3. The clerk of the court shall maintain a record of each order registered pursuant to this section.
NRS 33.320 Arrest of person who violates order; service of order; duty to note date and time of service on
copy of order issued to employer.
1. Whether or not a violation occurs in the presence of a law enforcement officer, the officer may, with or
without a warrant, arrest and take into custody a person if the officer has probable cause to believe that:
(a) An order has been issued pursuant to NRS 33.270 against the person;
(b) The person has been served with a copy of the order; and
(c) The person is acting in violation of the order.
2. If a law enforcement officer cannot verify that the person was served with a copy of the order and the officer
is at the workplace of the employer, the officer shall serve the person with a copy of the order if a copy is available.
3. A law enforcement officer who serves a person with a copy of an order pursuant to subsection 2 shall note the
date and time of such service on the copy of the order that was issued to the employer.

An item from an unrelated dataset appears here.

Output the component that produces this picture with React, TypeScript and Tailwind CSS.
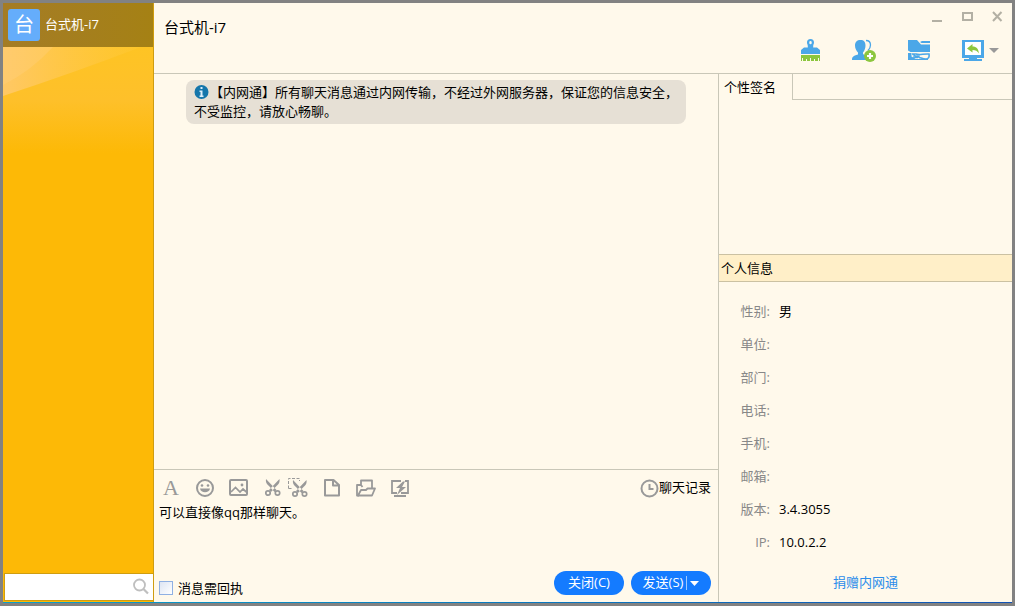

Discrimination Against Military Service Personnel
Sec. 412.139. [National Guard members; Employment rights].
1. An employer may not terminate the employment of a member of the Nevada National Guard because the member
is ordered to active service or duty pursuant to NRS 412.122 or 412.124.
2. Any employer who violates subsection 1 is guilty of a misdemeanor.
3. In addition to any other remedy or penalty, the Labor Commissioner may impose against the employer an administrative
penalty of not more than $5,000 for each such violation. [Sec. 412.139, as amended by Ch. 140 (A.B. 143), L. 2003,
effective May 21, 2003].
Sec. 412.1395. [Violation; Reinstatement].
If the employment of a member of the Nevada National Guard is found to have been terminated as a result of the
member being ordered to active service or duty pursuant to NRS 412.122 or 412.124, the member is entitled to be
immediately reinstated to his position without loss of seniority or benefits, and to receive all wages and benefits
lost as a result of the termination.